GM Conceals Fatal Defect for Over 10 Years

GM finally issued two recalls involving six model vehicles built between 2003 and 2007 for a defective ignition switch problem that has caused 31 accidents and 13 deaths. The massive recall includes over 1.37 million vehicles in the United States and another quarter of a million in Canada and Mexico.

GM first issued a recall of 780,000 Chevy Cobalts 2005-2007 models and 2007 Pontiac G5 models on February 13, 2014 to address the known faulty ignition switch problem.

Then on February 25, 2014, GM recalled an additional 842,000 vehicles including the 2006-2007 Chevrolet HHR and Pontiac Solstice, as well as the 2003-2007 Saturn Ion and 2007 Saturn Sky. All of the affected vehicles were built with the faulty ignition switch.

The defect in the ignition switch causes the ignition key to move from the “run” position to the “accessory” or “off” position if there is too much weight on a key ring or if the vehicle is jarred while in motion. When this occurs, the engine and electrical power may spontaneously shut off without warning to the vehicle occupants thereby cutting off power to the braking, steering and safety systems in the vehicle, including the front-end airbags.  “The cars basically become a 3200 pound, out-of-control, battering ram,” says Greg Bubalo of the law firm of Bubalo Law PLC.

An official repair date has yet to be announced because new parts will need to be made, and then distributed, to GM dealers around North America before the necessary repairs can be made. Repairs may begin in early April, and dealers will replace the ignition switch free of charge to owners. Until then, GM is warning owners of the affected vehicles to remove the weight from their key rings, and have only the ignition key on their key ring until the repairs are made.

Another glaring issue is when GM first knew of the defect.

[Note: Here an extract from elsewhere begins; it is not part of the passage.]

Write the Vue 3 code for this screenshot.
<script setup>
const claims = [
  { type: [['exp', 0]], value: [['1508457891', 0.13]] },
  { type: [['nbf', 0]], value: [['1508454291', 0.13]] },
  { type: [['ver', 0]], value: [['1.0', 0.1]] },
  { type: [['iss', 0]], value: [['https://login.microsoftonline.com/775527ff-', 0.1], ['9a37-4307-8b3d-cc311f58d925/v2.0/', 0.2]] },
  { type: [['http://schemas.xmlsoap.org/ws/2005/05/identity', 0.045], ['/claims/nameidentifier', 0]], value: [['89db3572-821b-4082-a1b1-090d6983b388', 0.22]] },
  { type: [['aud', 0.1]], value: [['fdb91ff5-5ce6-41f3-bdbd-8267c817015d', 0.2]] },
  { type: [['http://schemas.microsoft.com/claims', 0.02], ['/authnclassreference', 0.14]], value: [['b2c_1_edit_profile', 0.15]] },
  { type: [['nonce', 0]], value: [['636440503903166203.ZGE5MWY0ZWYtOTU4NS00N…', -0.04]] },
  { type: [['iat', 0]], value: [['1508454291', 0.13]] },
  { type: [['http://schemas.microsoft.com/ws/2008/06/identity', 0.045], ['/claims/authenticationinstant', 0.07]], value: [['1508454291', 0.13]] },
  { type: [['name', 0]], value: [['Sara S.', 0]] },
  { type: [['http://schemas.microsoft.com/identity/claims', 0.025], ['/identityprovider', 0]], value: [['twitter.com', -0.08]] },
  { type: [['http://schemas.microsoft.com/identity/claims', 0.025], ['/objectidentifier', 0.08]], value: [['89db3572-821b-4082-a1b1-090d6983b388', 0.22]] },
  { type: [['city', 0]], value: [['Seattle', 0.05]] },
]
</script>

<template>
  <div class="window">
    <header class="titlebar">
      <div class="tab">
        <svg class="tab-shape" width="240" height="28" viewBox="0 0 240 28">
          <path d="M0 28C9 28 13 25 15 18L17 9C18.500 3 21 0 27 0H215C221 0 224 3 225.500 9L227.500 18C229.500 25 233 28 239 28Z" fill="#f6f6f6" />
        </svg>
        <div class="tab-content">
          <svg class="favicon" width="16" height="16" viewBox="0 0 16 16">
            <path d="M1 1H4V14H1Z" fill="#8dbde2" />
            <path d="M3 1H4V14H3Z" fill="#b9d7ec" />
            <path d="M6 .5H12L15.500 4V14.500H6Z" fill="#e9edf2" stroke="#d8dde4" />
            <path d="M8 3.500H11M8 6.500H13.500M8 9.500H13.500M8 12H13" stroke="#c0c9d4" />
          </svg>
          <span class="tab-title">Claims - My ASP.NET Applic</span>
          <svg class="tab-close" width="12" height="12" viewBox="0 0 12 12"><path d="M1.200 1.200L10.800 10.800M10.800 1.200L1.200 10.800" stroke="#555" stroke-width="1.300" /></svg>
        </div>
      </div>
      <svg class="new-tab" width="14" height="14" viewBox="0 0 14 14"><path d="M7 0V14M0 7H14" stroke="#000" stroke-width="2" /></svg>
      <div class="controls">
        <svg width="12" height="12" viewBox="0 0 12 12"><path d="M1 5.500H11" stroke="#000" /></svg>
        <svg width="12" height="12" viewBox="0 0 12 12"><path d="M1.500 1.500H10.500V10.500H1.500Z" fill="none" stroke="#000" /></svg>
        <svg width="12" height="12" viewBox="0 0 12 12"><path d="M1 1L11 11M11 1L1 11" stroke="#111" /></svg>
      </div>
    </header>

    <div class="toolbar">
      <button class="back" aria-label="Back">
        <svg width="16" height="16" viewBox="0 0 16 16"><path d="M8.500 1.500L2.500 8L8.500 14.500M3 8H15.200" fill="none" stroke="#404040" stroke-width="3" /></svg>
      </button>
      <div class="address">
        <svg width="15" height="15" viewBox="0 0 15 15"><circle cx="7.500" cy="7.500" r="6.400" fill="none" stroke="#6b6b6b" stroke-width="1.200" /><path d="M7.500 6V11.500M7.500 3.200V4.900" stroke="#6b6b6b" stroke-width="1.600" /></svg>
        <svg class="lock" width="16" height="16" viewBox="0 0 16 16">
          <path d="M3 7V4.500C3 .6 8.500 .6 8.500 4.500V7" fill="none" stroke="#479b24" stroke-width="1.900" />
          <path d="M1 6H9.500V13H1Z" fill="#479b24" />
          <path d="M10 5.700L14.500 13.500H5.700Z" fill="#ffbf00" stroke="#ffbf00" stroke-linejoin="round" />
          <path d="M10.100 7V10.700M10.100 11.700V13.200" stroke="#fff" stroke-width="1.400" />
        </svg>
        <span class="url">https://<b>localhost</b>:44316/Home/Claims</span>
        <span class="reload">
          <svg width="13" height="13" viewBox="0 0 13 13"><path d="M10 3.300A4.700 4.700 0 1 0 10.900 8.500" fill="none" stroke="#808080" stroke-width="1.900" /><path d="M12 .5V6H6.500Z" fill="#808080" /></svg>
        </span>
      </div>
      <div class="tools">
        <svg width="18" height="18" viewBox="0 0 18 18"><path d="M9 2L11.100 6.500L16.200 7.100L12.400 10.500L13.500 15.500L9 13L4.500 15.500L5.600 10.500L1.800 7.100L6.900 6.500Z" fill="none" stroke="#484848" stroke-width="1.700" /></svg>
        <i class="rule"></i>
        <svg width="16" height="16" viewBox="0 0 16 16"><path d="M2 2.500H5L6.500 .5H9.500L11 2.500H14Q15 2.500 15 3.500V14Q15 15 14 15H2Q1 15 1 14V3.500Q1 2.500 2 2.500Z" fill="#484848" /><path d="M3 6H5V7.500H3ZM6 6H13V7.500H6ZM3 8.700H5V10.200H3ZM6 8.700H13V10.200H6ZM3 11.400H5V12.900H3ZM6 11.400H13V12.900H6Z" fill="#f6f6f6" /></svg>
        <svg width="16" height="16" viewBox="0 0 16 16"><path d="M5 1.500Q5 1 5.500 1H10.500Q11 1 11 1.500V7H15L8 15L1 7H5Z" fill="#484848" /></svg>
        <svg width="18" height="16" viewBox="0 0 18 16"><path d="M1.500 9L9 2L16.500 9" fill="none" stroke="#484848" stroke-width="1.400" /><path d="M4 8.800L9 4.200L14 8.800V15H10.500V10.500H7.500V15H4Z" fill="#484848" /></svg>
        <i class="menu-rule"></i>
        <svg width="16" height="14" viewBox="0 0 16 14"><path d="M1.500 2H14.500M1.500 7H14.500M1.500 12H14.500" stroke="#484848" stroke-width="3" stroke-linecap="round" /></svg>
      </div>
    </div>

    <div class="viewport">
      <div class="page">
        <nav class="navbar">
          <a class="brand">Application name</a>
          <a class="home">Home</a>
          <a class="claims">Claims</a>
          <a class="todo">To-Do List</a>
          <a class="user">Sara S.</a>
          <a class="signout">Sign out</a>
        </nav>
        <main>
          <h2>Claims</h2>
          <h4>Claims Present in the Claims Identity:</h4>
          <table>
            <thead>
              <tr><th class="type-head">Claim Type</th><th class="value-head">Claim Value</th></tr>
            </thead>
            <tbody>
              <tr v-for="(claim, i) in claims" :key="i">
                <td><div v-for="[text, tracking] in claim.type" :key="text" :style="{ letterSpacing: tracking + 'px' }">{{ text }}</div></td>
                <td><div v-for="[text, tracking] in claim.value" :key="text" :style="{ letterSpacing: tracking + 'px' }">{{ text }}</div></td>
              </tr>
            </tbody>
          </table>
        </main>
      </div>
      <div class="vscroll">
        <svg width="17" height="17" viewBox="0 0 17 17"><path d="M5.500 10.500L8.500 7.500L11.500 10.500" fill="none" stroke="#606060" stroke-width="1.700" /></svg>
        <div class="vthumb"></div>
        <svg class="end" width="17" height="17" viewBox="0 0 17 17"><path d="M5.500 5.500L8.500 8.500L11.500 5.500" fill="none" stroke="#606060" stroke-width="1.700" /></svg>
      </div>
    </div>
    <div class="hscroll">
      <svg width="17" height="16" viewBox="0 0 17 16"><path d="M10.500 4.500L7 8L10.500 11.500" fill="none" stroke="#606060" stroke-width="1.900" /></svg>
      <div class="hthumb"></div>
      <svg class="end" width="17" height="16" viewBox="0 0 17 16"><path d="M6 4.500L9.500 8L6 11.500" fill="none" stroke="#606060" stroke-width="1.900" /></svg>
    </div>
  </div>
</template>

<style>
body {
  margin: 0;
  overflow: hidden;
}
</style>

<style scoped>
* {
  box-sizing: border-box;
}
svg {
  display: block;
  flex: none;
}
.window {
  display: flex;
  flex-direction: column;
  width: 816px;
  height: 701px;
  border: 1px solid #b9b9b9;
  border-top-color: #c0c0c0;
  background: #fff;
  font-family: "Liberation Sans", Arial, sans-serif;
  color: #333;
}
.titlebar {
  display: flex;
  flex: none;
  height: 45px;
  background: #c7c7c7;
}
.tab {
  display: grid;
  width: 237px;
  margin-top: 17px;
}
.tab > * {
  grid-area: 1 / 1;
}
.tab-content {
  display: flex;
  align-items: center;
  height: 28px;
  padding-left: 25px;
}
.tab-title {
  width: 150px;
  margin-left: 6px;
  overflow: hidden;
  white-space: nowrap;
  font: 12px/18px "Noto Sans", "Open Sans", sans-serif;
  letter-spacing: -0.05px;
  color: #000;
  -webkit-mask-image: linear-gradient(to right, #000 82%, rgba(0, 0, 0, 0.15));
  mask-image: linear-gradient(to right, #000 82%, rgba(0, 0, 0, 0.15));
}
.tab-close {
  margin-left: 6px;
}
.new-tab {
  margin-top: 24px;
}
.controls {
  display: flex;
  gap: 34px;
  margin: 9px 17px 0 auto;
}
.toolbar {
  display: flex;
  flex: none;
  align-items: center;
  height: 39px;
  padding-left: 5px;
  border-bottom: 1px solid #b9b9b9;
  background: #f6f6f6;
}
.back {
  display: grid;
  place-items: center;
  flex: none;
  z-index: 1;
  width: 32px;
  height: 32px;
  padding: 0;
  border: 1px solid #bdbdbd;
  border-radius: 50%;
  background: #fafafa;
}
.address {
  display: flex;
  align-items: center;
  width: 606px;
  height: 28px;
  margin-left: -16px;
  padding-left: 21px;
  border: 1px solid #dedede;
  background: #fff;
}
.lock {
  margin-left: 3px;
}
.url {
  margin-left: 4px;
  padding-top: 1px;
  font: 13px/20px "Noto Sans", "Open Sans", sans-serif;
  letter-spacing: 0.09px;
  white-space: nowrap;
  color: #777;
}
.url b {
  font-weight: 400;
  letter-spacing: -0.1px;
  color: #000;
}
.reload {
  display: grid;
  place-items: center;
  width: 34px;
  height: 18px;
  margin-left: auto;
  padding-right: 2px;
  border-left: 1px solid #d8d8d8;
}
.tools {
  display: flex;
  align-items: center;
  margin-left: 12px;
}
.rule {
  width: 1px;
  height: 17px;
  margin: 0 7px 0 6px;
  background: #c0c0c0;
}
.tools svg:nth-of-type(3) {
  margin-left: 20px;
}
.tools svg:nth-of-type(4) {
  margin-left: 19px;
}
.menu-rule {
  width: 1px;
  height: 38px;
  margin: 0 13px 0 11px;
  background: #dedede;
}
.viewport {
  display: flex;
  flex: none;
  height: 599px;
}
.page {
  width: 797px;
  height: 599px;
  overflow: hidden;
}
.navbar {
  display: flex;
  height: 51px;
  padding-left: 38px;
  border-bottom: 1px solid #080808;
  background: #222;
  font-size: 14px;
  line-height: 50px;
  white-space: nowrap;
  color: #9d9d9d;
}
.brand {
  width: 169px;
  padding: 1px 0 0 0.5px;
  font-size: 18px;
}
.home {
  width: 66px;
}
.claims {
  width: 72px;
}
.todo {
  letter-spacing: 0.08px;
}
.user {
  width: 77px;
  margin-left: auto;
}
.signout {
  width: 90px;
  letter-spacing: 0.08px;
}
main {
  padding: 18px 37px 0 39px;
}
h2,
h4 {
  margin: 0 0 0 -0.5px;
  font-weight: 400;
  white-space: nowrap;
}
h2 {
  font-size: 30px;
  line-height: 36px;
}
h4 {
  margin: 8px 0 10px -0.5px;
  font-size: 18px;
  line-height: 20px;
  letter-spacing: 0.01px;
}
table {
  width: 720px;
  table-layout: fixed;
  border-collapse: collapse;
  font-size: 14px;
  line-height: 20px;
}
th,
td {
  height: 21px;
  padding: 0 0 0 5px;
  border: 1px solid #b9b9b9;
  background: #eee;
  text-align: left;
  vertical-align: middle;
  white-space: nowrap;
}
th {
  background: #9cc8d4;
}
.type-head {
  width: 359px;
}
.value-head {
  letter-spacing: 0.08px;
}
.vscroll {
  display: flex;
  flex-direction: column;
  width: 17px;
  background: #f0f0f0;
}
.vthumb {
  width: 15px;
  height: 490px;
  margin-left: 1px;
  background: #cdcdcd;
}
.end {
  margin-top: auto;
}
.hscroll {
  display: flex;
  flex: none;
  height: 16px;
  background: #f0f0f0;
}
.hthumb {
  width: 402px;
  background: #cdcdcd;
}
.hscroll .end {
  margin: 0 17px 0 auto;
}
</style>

Many are claiming that GM has known about the faulty ignition switch since 2004, and are wondering why it took 10 years to issue a recall.  Federal regulations require a car manufacturer to notify the NHTSA (National Highway Traffic Safety Administration) within five business days once it learns of a safety problem.

The NHTSA has formally opened an investigation into the recall delay and is demanding GM provide documents, photographs, engineering data and other information to ascertain exactly when GM knew of the ignition switch problems.

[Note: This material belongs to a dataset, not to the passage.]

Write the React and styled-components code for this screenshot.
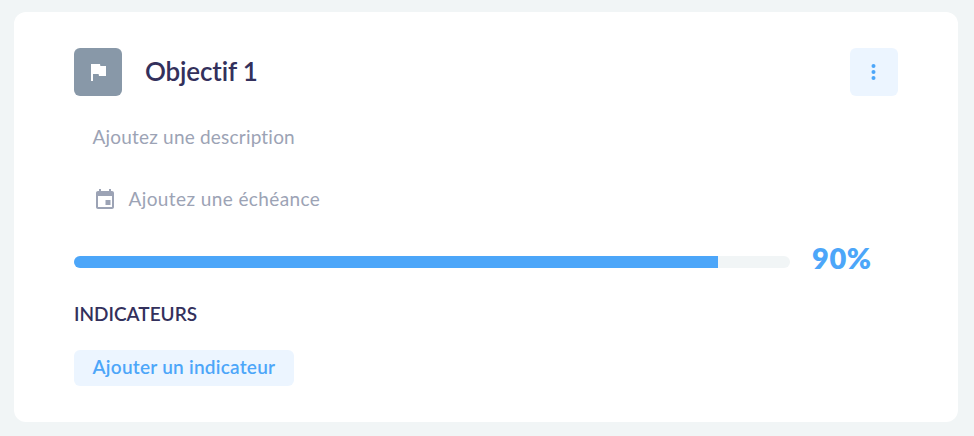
import React from 'react';
import styled, { createGlobalStyle } from 'styled-components';

const GlobalStyle = createGlobalStyle`
  * {
    box-sizing: border-box;
  }
  body {
    margin: 0;
    background: #f1f5f6;
    font-family: Lato, 'Liberation Sans', sans-serif;
    font-variant-ligatures: none;
  }
  button {
    border: 0;
    padding: 0;
    font-family: inherit;
    font-variant-ligatures: inherit;
    cursor: pointer;
  }
`;

export default function App() {
    const progress = 90;

    return (
        <>
            <GlobalStyle />
            <Page>
                <Card>
                    <Header>
                        <FlagBox>
                            <svg width="24" height="24" viewBox="0 0 24 24" fill="currentColor">
                                <path d="M14.4 6 14 4H5v17h2v-7h5.6l.4 2h7V6z" />
                            </svg>
                        </FlagBox>
                        <Title>Objectif 1</Title>
                        <MenuButton aria-label="Options">
                            <svg width="24" height="24" viewBox="0 0 24 24" fill="currentColor">
                                <circle cx="11.5" cy="6" r="2" />
                                <circle cx="11.5" cy="12" r="2" />
                                <circle cx="11.5" cy="18" r="2" />
                            </svg>
                        </MenuButton>
                    </Header>
                    <Field $top={28}>
                        <Placeholder $spacing={0.2}>Ajoutez une description</Placeholder>
                    </Field>
                    <Field $top={34}>
                        <svg width="24" height="24" viewBox="0 0 24 24" fill="currentColor">
                            <path d="M17.5 12h-5v5h5v-5zM16 1v2H8V1H6v2H5c-1.11 0-2 .9-2 2v14c0 1.1.89 2 2 2h14c1.1 0 2-.9 2-2V5c0-1.1-.9-2-2-2h-1V1h-2zm3 18H5V8h14v11z" />
                        </svg>
                        <Placeholder $spacing={0.4}>Ajoutez une échéance</Placeholder>
                    </Field>
                    <Progress>
                        <Track>
                            <Bar style={{ width: `${progress}%` }} />
                        </Track>
                        <Percent>{progress}%</Percent>
                    </Progress>
                    <Subtitle>Indicateurs</Subtitle>
                    <AddButton>Ajouter un indicateur</AddButton>
                </Card>
            </Page>
        </>
    )
}

const Page = styled.div`
  height: 436px;
  padding: 12px 16px 14px 14px;
`;

const Card = styled.section`
  height: 100%;
  padding: 36px 60px;
  border-radius: 12px;
  background: #fff;
`;

const Header = styled.header`
  display: flex;
  align-items: center;
  height: 48px;
`;

const FlagBox = styled.div`
  display: flex;
  align-items: center;
  justify-content: center;
  width: 48px;
  height: 48px;
  border-radius: 6px;
  background: #8898a8;
  color: #fff;
`;

const Title = styled.h1`
  flex: 1;
  margin: 0 0 2px 23px;
  font-size: 26px;
  font-weight: 600;
  line-height: 32px;
  letter-spacing: -0.15px;
  color: #33305c;
`;

const MenuButton = styled.button`
  display: flex;
  align-items: center;
  justify-content: center;
  width: 48px;
  height: 48px;
  border-radius: 6px;
  background: #ecf5ff;
  color: #4ca6f9;
`;

const Field = styled.div`
  display: flex;
  align-items: center;
  gap: 12px;
  height: 28px;
  margin-top: ${({ $top }) => $top}px;
  padding-left: 18.5px;
  color: #9ca3b5;
`;

const Placeholder = styled.span`
  padding-bottom: 3px;
  font-size: 19px;
  letter-spacing: ${({ $spacing }) => $spacing}px;
`;

const Progress = styled.div`
  display: flex;
  align-items: center;
  height: 36px;
  margin-top: 30px;
`;

const Track = styled.div`
  width: 716px;
  height: 12px;
  border-radius: 6px;
  overflow: hidden;
  background: #f1f5f6;
`;

const Bar = styled.div`
  height: 100%;
  background: #4ca6f9;
`;

const Percent = styled.strong`
  margin: -9px 0 0 22px;
  font-size: 29px;
  font-weight: 800;
  line-height: 36px;
  letter-spacing: 0.6px;
  color: #4ca6f9;
`;

const Subtitle = styled.h2`
  margin: 22px 0 24px;
  font-size: 19px;
  font-weight: 600;
  line-height: 24px;
  text-transform: uppercase;
  color: #33305c;
`;

const AddButton = styled.button`
  width: 220px;
  height: 36px;
  padding-bottom: 3px;
  border-radius: 6px;
  background: #ecf5ff;
  font-size: 19px;
  font-weight: 600;
  letter-spacing: 0.25px;
  color: #4ca6f9;
`;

Bubalo explains, “GM may be subject to up to a $35 million fine if the NHTSA determines it delayed the recall or withheld information from federal investigators. The amount of the fine is determined by the number of incidents occurring because of the defect, the severity of the injuries, and the total number of vehicles involved in the recall.”

GM admitted it has been “aware” of the problem for 10 years, as it filed a chronology of events with the NHTSA acknowledging problems with the key ignition as early as 2004. GM engineers specifically knew of a problem with the ignition key in the Chevy Cobalt model before its release for sale in 2005. If GM knew the Cobalt was potentially dangerous, why in the world did it take them 10 years, 31 accidents and 13 front-seat fatalities to issue the recall? The answer, to Bubalo, is simple: “Unbridled corporate greed.”

GM even redesigned the ignition switch in 2005 but never implemented the changes. Service bulletins were issued to GM dealers in 2005 and 2006 showing how to fix the problem with a key insert, and recommending dealers advise affected customers to take extra keys off their key rings IF the customer complained of a problem.

By 2007, the chronology reveals GM knew of at least 10 different instances involving the Cobalt where airbags did not deploy in front-end type crashes, but still failed to notify the NHTSA or recall affected vehicles.

GM North American President Alan Batey recently apologized for the 10-year recall delay saying “…the chronology shows that the process employed to examine this phenomenon was not as robust as it should have been.”

Not much consolation for the 13 dead, their families and friends. This case tragically illustrates why car manufacturers need to be held accountable for the vehicles they put in the marketplace, and why it is imperative they timely notify federal investigators of safety problems and immediately recall vehicles affected by safety issues.

It now appears that the cost of 13 lives was a cheaper price to pay than the decision to recall over a million vehicles and repair the fatal problem when it first arose 10 years ago. “Even if GM is fined a record $35 million, it’s a drop in the bucket compared to the $3.8 billion it made in 2013 alone,” says Bubalo. The cost-benefit analysis of timely recalls and repairs versus paying on injury and death claims certainly does not tip in favor of consumer safety.